Ich möchte aus den HTML-Seiten in den Unterverzeichnissen die "Info.htm" anziehen und die Inhalte dieser Seite in der aufrufenden Datei anzeigen.

Dadurch muss ich die Informationen, die für sehr viele Dateien relevant sind, nur an einer Stelle, nämlich in der "Info.htm" pflegen.

Der Aufruf der Info-Datei muss relativ erfolgen, damit die gesamte Struktur ohne Probleme verschoben werden kann.   ( < a href file:///...   )

Ich habe schon einige ausprobiert, hatte entweder keinen Erfolg oder es wurde eine Aufforderung als Link angeboten (kann ich ja nicht gebrauchen) oder der Aufruf wurde nur als Text in der Seite dargestellt.

Die Recherchen im Internet haben mich auch nicht viel weitergebracht.
Vieleicht könnt ihr mir helfen.

Besten Dank.


----------



## Thomas Lindner (10. April 2004)

Das geht nicht!

Du kannst nicht "einfach" eine HTML Datei nehmen und sagen aus dieser ziehe ih mir bei Lust und Laune Informationen, mal Zeile X-z , mal Zeile A-b.

Dazu ist HTML nicht geeignet und JavaScript nur eingeschränkt und nur lokal.

Mit Hilfe von PHP würde sowas evtl. - ohne Gewähr - gehen!

Aber um nochmal alles klar zu stellen:

Woaruf willst du zurückgreifen?

Da einzige was gehen würde ohne Probleme (in HTML):

JavaScripte in einer Ausgelkagerten Dateii und CSS in einer ausgelagerten Datei.


----------



## EagleMo (10. April 2004)

Danke Thomas,

für den Hinweis, jetzt weiß ich wenigstens, dass ich nicht mehr länger in HTML-Büchern suchen muss. 

Ich möchte zum Beispiel auf den einzelnen Webseiten eine Postanschrift, E-Mail- und Internet-Adresse angeben.
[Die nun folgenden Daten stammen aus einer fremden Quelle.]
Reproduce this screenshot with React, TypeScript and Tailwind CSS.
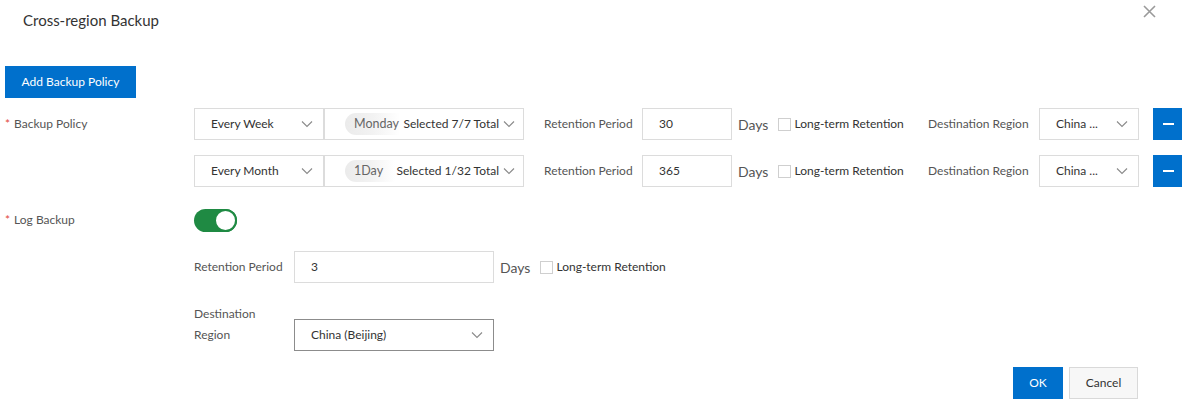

Ein Einbinden der Infos auf jede Seite ist meines Erachtens unkomfortabel.

Ist das mit einem Java-Script möglich?
.


----------



## Thomas Lindner (10. April 2004)

Ich würde Dir zu PHP und

include() 

raten.

Dann kannst du in zum Beispiel Tabellenzellen bestimmte Inhalte einfach infügen ( includen ) lassen.
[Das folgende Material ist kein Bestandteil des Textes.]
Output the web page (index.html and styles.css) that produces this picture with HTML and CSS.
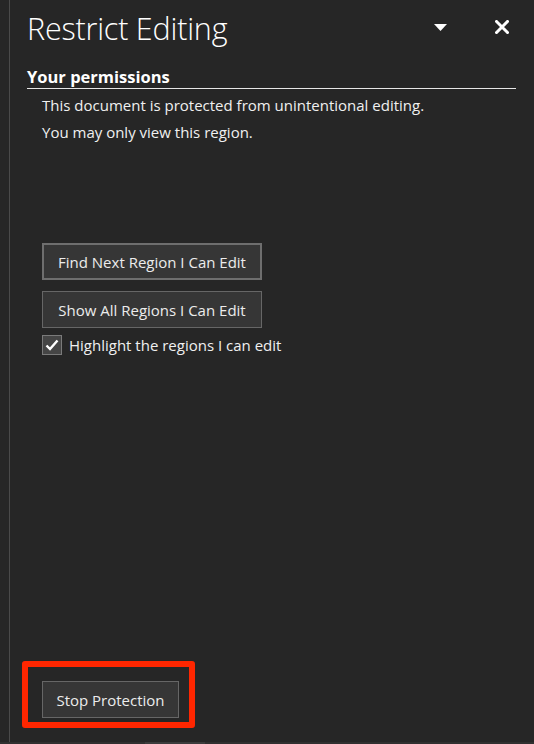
FILE: index.html
```html
<!DOCTYPE html>
<html>
<head>
<meta charset="utf-8">
<link rel="stylesheet" href="styles.css">
</head>
<body>
<div class="frame">
  <div class="panel">
    <header class="head">
      <h1 class="title">Restrict Editing</h1>
      <div class="head-icons">
        <svg class="caret" width="13" height="7" viewBox="0 0 13 7"><path d="M0 0H13L6.5 7Z" fill="#fff"/></svg>
        <svg class="close" width="14" height="14" viewBox="0 0 14 14"><path d="M1.5 1.5L12.5 12.5M12.5 1.5L1.5 12.5" stroke="#fff" stroke-width="3" stroke-linecap="square"/></svg>
      </div>
    </header>
    <section class="perm">
      <h2 class="perm-title">Your permissions</h2>
      <p class="msg">This document is protected from unintentional editing.</p>
      <p class="msg">You may only view this region.</p>
      <div class="actions">
        <button class="btn btn-focus">Find Next Region I Can Edit</button>
        <button class="btn">Show All Regions I Can Edit</button>
        <label class="check">
          <span class="box"><svg width="14" height="12" viewBox="0 0 14 12"><path d="M1.5 6.5L5 10L12.5 1.5" stroke="#fff" stroke-width="2.4" fill="none"/></svg></span>
          <span>Highlight the regions I can edit</span>
        </label>
      </div>
    </section>
    <div class="foot">
      <div class="mark">
        <button class="btn btn-stop">Stop Protection</button>
      </div>
    </div>
  </div>
</div>
<div class="strip"><span class="strip-thumb"></span></div>
</body>
</html>
```
FILE: styles.css
```css
html, body {
  margin: 0;
  padding: 0;
  background: #262626;
  font-family: "Open Sans", "Noto Sans", sans-serif;
  color: #f0f0f0;
}
.frame {
  height: 742px;
  margin-left: 9px;
  border-left: 1px solid #4a4a4a;
  box-sizing: border-box;
}
.panel {
  height: 100%;
  display: flex;
  flex-direction: column;
}
.head {
  display: flex;
  align-items: flex-start;
  padding: 7px 0 0 17px;
}
.title {
  margin: 0;
  font-weight: 300;
  font-size: 30.5px;
  line-height: 42px;
  color: #ffffff;
  letter-spacing: -0.2px;
  flex: 1;
}
.head-icons {
  display: flex;
  align-items: flex-start;
}
.caret {
  margin: 17px 0 0 0;
  display: block;
}
.close {
  margin: 13px 25px 0 48px;
  display: block;
}
.perm {
  margin: 17px 18px 0 17px;
}
.perm-title {
  margin: 0;
  font-size: 16.5px;
  font-weight: 700;
  line-height: 21px;
  border-bottom: 1px solid #e6e6e6;
  padding-bottom: 1px;
  color: #ffffff;
}
.msg {
  margin: 0 0 0 15px;
  font-size: 15px;
  line-height: 27px;
  color: #f0f0f0;
}
.msg:first-of-type {
  margin-top: 3px;
}
.actions {
  margin: 97px 0 0 15px;
  display: flex;
  flex-direction: column;
  align-items: flex-start;
  gap: 11px;
}
.btn {
  font-family: "Open Sans", "Noto Sans", sans-serif;
  font-size: 15px;
  color: #ececec;
  background: #363636;
  border: 1px solid #666666;
  height: 37px;
  width: 220px;
  padding: 0;
  box-sizing: border-box;
}
.btn-focus {
  border: 2px solid #6e6e6e;
}
.check {
  margin-top: -4px;
  display: flex;
  align-items: center;
  gap: 7px;
  font-size: 15px;
  color: #f0f0f0;
}
.box {
  width: 20px;
  height: 20px;
  box-sizing: border-box;
  border: 1px solid #7a7a7a;
  background: #454545;
  display: flex;
  align-items: center;
  justify-content: center;
}
.box svg { display: block; }
.foot {
  margin-top: auto;
  padding: 0 0 14px 12px;
}
.mark {
  display: inline-block;
  border: 6px solid #ff2600;
  border-radius: 3px;
  padding: 14px 10px 4px 14px;
}
.btn-stop {
  width: 137px;
  display: block;
}
.strip {
  height: 2px;
  background: #303030;
  position: relative;
}
.strip-thumb {
  position: absolute;
  left: 145px;
  width: 60px;
  top: 0;
  height: 2px;
  background: #3c3c3c;
}
```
Das jetzt jedoch PHP Fähigkeit bei deinem Hoster voraus.


Im eingeschränkten Maße wäre sowas auch in JavaScript möglich, spart aber nicht wirklich Zeit und Codezeilen, weil "Spantags" angelegt werden müssen, in die JavaScript die Inhalte, die es sich aus einer eingebeten JS Datei ( dort aus Variablen ) holt geschrieben werden müssen.

Mit PHP legst Du einfach Dateischnipsel an. und icludest die nach Lust und Laune in deine Seite.

Und das geht noch recht einfach und setzt jkeine sehr schweren Kenntnisse voraus.


----------



## EagleMo (10. April 2004)

Besten Dank für deine Antwort. Ich werde mich mit PHP beschäftigen und dann deinen Vorschlag ausprobieren.


----------



## Shaddow (10. April 2004)

möglich währe auch ein iframe, der in jeder seite eigebunden wird, aber eine php-datei in verbindung mit einen txt-datei ist auch jeden fall besser.


----------